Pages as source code

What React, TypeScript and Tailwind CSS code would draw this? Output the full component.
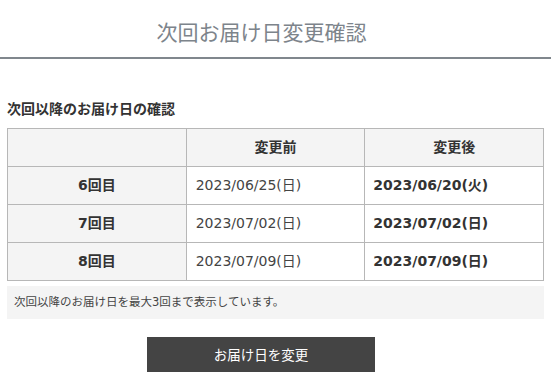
import React from "react";

const rows = [
  { label: "6回目", before: "2023/06/25(日)", after: "2023/06/20(火)" },
  { label: "7回目", before: "2023/07/02(日)", after: "2023/07/02(日)" },
  { label: "8回目", before: "2023/07/09(日)", after: "2023/07/09(日)" },
];

const App = () => {
  return (
    <div className="w-[551px] h-[382px] bg-white text-[#333] font-['DejaVu_Sans','Noto_Sans_CJK_JP',sans-serif]">
      <h1 className="h-[59px] flex items-center justify-center text-[21px] text-[#7d848b] border-b-2 border-[#80878d] pt-[7px] pr-[28px] font-['Noto_Sans_CJK_JP',sans-serif]">
        次回お届け日変更確認
      </h1>
      <div className="px-[7px] pt-[40px]">
        <h2 className="text-[14px] font-bold leading-[20px] mb-[9px]">次回以降のお届け日の確認</h2>
        <table className="w-full border-collapse table-fixed text-[14px]">
          <thead>
            <tr className="h-[38px] bg-[#f4f4f4]">
              <th className="border border-[#b7b7b7]"></th>
              <th className="border border-[#b7b7b7] font-bold">変更前</th>
              <th className="border border-[#b7b7b7] font-bold">変更後</th>
            </tr>
          </thead>
          <tbody>
            {rows.map((r) => (
              <tr key={r.label} className="h-[38px]">
                <td className="border border-[#b7b7b7] bg-[#f4f4f4] text-center font-bold">{r.label}</td>
                <td className="border border-[#b7b7b7] px-[9px] text-[#444]">{r.before}</td>
                <td className="border border-[#b7b7b7] px-[8px] font-bold">{r.after}</td>
              </tr>
            ))}
          </tbody>
        </table>
        <div className="mt-[5px] h-[33px] bg-[#f4f4f4] flex items-center px-[7px] text-[11.5px] text-[#444]">
          次回以降のお届け日を最大3回まで表示しています。
        </div>
        <div className="mt-[18px] ml-[140px]">
          <button className="w-[228px] h-[35px] bg-[#444] text-white text-[13.5px] font-['Noto_Sans_CJK_JP',sans-serif]">お届け日を変更</button>
        </div>
      </div>
    </div>
  );
};

export default App;
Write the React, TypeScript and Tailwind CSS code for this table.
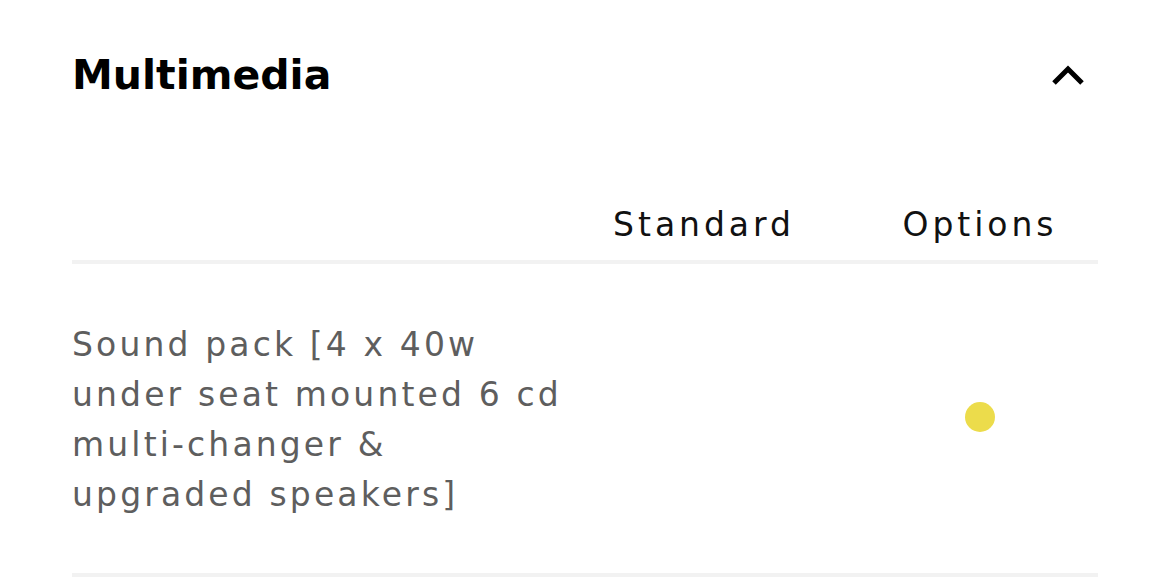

> [Exercise]
Reproduce every line precisely as given, omitting all pictures.

> [Final result]
What React, TypeScript and Tailwind CSS code would draw this? Output the full component.
import React from "react";

const rows = [
  { label: "6回目", before: "2023/06/25(日)", after: "2023/06/20(火)" },
  { label: "7回目", before: "2023/07/02(日)", after: "2023/07/02(日)" },
  { label: "8回目", before: "2023/07/09(日)", after: "2023/07/09(日)" },
];

const App = () => {
  return (
    <div className="w-[551px] h-[382px] bg-white text-[#333] font-['DejaVu_Sans','Noto_Sans_CJK_JP',sans-serif]">
      <h1 className="h-[59px] flex items-center justify-center text-[21px] text-[#7d848b] border-b-2 border-[#80878d] pt-[7px] pr-[28px] font-['Noto_Sans_CJK_JP',sans-serif]">
        次回お届け日変更確認
      </h1>
      <div className="px-[7px] pt-[40px]">
        <h2 className="text-[14px] font-bold leading-[20px] mb-[9px]">次回以降のお届け日の確認</h2>
        <table className="w-full border-collapse table-fixed text-[14px]">
          <thead>
            <tr className="h-[38px] bg-[#f4f4f4]">
              <th className="border border-[#b7b7b7]"></th>
              <th className="border border-[#b7b7b7] font-bold">変更前</th>
              <th className="border border-[#b7b7b7] font-bold">変更後</th>
            </tr>
          </thead>
          <tbody>
            {rows.map((r) => (
              <tr key={r.label} className="h-[38px]">
                <td className="border border-[#b7b7b7] bg-[#f4f4f4] text-center font-bold">{r.label}</td>
                <td className="border border-[#b7b7b7] px-[9px] text-[#444]">{r.before}</td>
                <td className="border border-[#b7b7b7] px-[8px] font-bold">{r.after}</td>
              </tr>
            ))}
          </tbody>
        </table>
        <div className="mt-[5px] h-[33px] bg-[#f4f4f4] flex items-center px-[7px] text-[11.5px] text-[#444]">
          次回以降のお届け日を最大3回まで表示しています。
        </div>
        <div className="mt-[18px] ml-[140px]">
          <button className="w-[228px] h-[35px] bg-[#444] text-white text-[13.5px] font-['Noto_Sans_CJK_JP',sans-serif]">お届け日を変更</button>
        </div>
      </div>
    </div>
  );
};

export default App;
Write the React, TypeScript and Tailwind CSS code for this table.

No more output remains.